Чибирев знал, как меняются лица умерших, но в этом, в этом лице ничего характерного тепинского он не мог разглядеть, совсем ничего. Все принадлежало другому: нос, подбородок, форма лица, впалые виски, тонкие редкие рыжеватые волосы – или их осветлили?.. зачем?.. Другой. Этот был меньше, худощавее и, главное, старше, почти старичок. Не может человек так стремительно измениться. Дядя Тепа не носит костюмов, у него нет пиджака. Зачем черный костюм на нем? “Дурят меня, что ли?” – отчетливо произнес (про себя) Чибирев.
Когда вышли на воздух, Щукин сказал, что Катрин предпочла бы кремацию. “За деревом стоит”, – подумал Борис Петрович, не умея позволить себе не понять, что нигде не стоит здесь живой Дядя Тепа – ни за деревом, ни за углом котельной.
То же было в автобусе – ощущение фокуса, обмана.

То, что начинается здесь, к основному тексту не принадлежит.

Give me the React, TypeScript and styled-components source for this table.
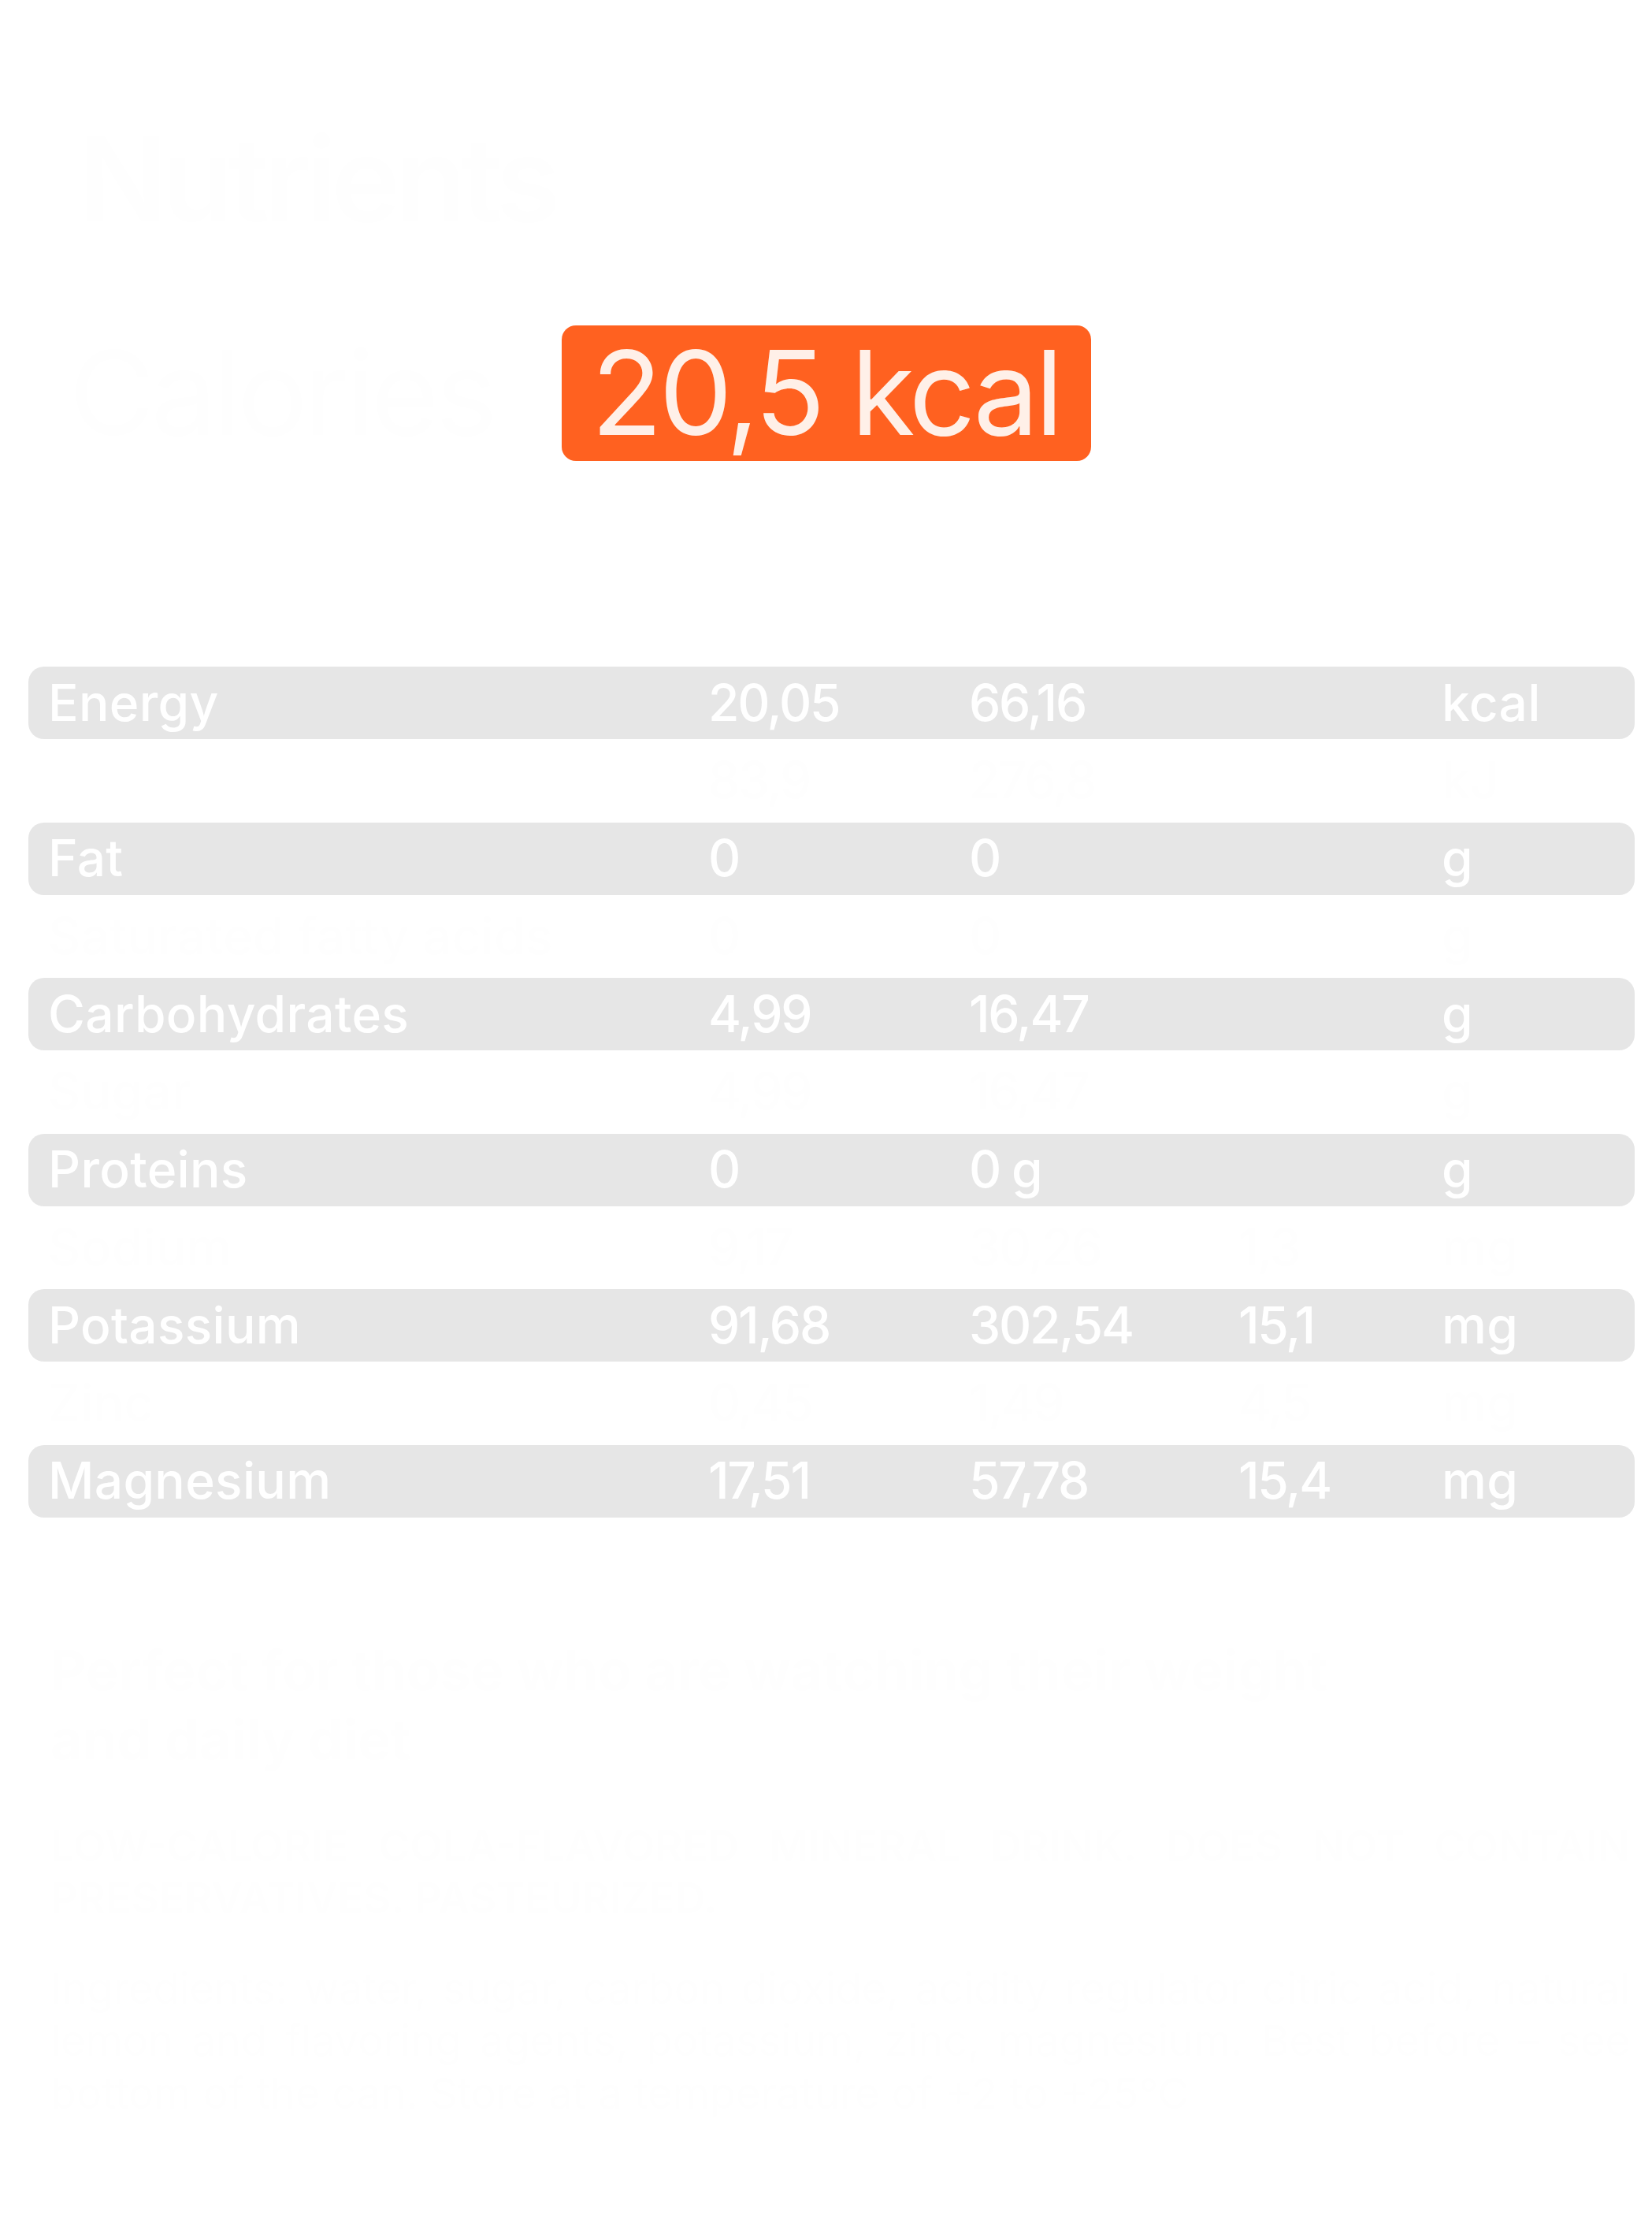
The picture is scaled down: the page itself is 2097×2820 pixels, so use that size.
import React from 'react'
import styled, { createGlobalStyle } from 'styled-components'

const GlobalStyles = createGlobalStyle`
  html, body {
    margin: 0;
    padding: 0;
    background: #ffffff;
  }
  body {
    font-family: Inter, "Noto Sans", "Liberation Sans", sans-serif;
  }
`

const FAINT = '#fefefe'

const Page = styled.div`
  width: 2097px;
  min-height: 2820px;
  box-sizing: border-box;
  padding: 139px 22px 0 36px;
`

const Title = styled.h1`
  margin: 0;
  padding-left: 64px;
  font-size: 148px;
  line-height: 178px;
  font-weight: 600;
  letter-spacing: -0.045em;
  color: ${FAINT};
`

const CaloriesLine = styled.h2`
  margin: 93px 0 0;
  padding-left: 52px;
  font-size: 148px;
  line-height: 178px;
  font-weight: 400;
  letter-spacing: -0.03em;
  color: ${FAINT};
`

const Badge = styled.span`
  display: inline-block;
  margin-left: 86px;
  padding: 0 40px 0 38px;
  line-height: 172px;
  border-radius: 18px;
  background: #ff6120;
  color: #fff0e8;
`

const Table = styled.div`
  margin-top: 258px;
  display: flex;
  flex-direction: column;
`

const Row = styled.div<{ $sub?: boolean }>`
  display: grid;
  grid-template-columns: 838px 331px 342px 258px 1fr;
  align-items: center;
  height: ${(p) => (p.$sub ? 105.5 : 92)}px;
  padding-left: 25px;
  border-radius: 20px;
  background: ${(p) => (p.$sub ? 'transparent' : '#e6e6e6')};
  color: ${(p) => (p.$sub ? FAINT : '#ffffff')};
  font-size: 64px;
  font-weight: 500;
  line-height: 1.2;
  white-space: nowrap;
`

const Cell = styled.span<{ $num?: boolean }>`
  letter-spacing: ${(p) => (p.$num ? '-0.035em' : '0.005em')};
`

const Heading = styled.h3`
  margin: 150px 0 0;
  padding-left: 28px;
  font-size: 70px;
  line-height: 88px;
  font-weight: 700;
  color: ${FAINT};
`

const Paragraph = styled.div<{ $upper?: boolean }>`
  margin-top: ${(p) => (p.$upper ? 58 : 48)}px;
  padding-left: 28px;
  padding-right: 6px;
  font-size: 54px;
  line-height: 66.5px;
  font-weight: ${(p) => (p.$upper ? 600 : 400)};
  text-transform: ${(p) => (p.$upper ? 'uppercase' : 'none')};
  color: ${FAINT};
`

const Line = styled.div<{ $justify?: boolean }>`
  text-align: ${(p) => (p.$justify ? 'justify' : 'left')};
  text-align-last: ${(p) => (p.$justify ? 'justify' : 'left')};
  white-space: nowrap;
`

type Item = {
  name: string
  values: [string, string, string, string]
  sub?: { name: string; values: [string, string, string, string] }
}

const items: Item[] = [
  {
    name: 'Energy',
    values: ['20,05', '66,16', '', 'kcal'],
    sub: { name: '', values: ['83,9', '276,8', '', 'kJ'] }
  },
  {
    name: 'Fat',
    values: ['0', '0', '', 'g'],
    sub: { name: 'Saturated fatty acids', values: ['0', '0', '', 'g'] }
  },
  {
    name: 'Carbohydrates',
    values: ['4,99', '16,47', '', 'g'],
    sub: { name: 'Sugar', values: ['4,99', '16,47', '', 'g'] }
  },
  {
    name: 'Proteins',
    values: ['0', '0 g', '', 'g'],
    sub: { name: 'Sodium', values: ['9,17', '30,26', '1,3', 'mg'] }
  },
  {
    name: 'Potassium',
    values: ['91,68', '302,54', '15,1', 'mg'],
    sub: { name: 'Zinc', values: ['0,45', '1,49', '4,5', 'mg'] }
  },
  {
    name: 'Magnesium',
    values: ['17,51', '57,78', '15,4', 'mg']
  }
]

const NutrientRow = ({ item }: { item: Item }) => (
  <>
    <Row>
      <Cell>{item.name}</Cell>
      {item.values.map((v, i) => (
        <Cell key={i} $num={i < 3}>
          {v}
        </Cell>
      ))}
    </Row>
    {item.sub && (
      <Row $sub>
        <Cell>{item.sub.name}</Cell>
        {item.sub.values.map((v, i) => (
          <Cell key={i} $num={i < 3}>
            {v}
          </Cell>
        ))}
      </Row>
    )}
  </>
)

const App = () => {
  return (
    <Page>
      <GlobalStyles />
      <Title>Nutrients</Title>
      <CaloriesLine>
        Calories<Badge>20,5 kcal</Badge>
      </CaloriesLine>

      <Table>
        {items.map((item) => (
          <NutrientRow key={item.name} item={item} />
        ))}
      </Table>

      <Heading>
        Perfect for those who are watching their weight
        <br />
        and daily diet
      </Heading>

      <Paragraph $upper>
        <Line $justify>Low-calorie cola-flavored mineral drink. Does not contain</Line>
        <Line>Preservatives. Pasteurized.</Line>
      </Paragraph>

      <Paragraph>
        <Line $justify>
          Ingredients: water, sugar, carbon dioxide, acidity regulator citric acid, natural
        </Line>
        <Line $justify>
          lemon and flavoring agents, potassium, zinc, magnesium. Best before – see
        </Line>
        <Line>bottom of the can. Store at a temperature of +2 to +25°C</Line>
      </Paragraph>
    </Page>
  )
}

export default App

Только на кладбище Борис Петрович почувствовал, как он устал, как сильно не выспался. Он даже был вынужден побороть легкий приступ зевоты, что было им тут же самим и воспринято как очередной аргумент не в пользу подлинности похорон, ибо позывы зевоты невозможны у края могилы, тем более когда опускают на ремнях гроб с телом друга. Сказал бы кто-нибудь сейчас: “Ну, хватит, ребята, пошутили, расходимся”, – он бы простил им розыгрыш, – казалось, что так. Но: “Землю бросайте”, – и он взял глины кусок, бросил, как все.
Рядом с родителями, на Смоленском.
Композитор Ляпин открывал бутылку.
Из художников, из актуальных, не было никого. Никого, кроме Щукина и Чибирева.
– Света на поминки зовет, к ней домой, я сказал, что помянем с Катрин в персональном порядке.
(Щукин сказал.)
Хорошо.
На такси в арт-клуб, что на Литейном в подвале. Таксист включил “Русский шансон”, Щукин попросил выключить. Всю дорогу молчали. Борис Петрович не мог освободиться от ощущения, что и таксист в заговоре с Катрин и Щукиным.
В сводчатом подвальном помещении заняли один из шести столиков. Вообще-то сегодня закрыто, “нет света” (авария), не работает холодильник, не тот день, короче, нельзя, но Катрин, принадлежащая к узкому артистическому кругу избранных, знала волшебное слово, возможно, пароль, – их не только впустили, но дозволили сесть со своим, потому что поминки – это святое. Хозяйка принесла хлеб и рыбный салат, достала три стопки. Ушла. За отсутствием завсегдатаев не предвиделось ни дискуссий, ни горячечных монологов. Изначально Первый Гражданин Владимир Рекшан, тоже будучи исключением, медитировал здесь над чашечкой кофе, один, но Первый Гражданин был непьющ; он готовился отметить десятилетие своей абсолютной и бесповоротной трезвости; для сейчас пьющих его сейчас почти что и не было.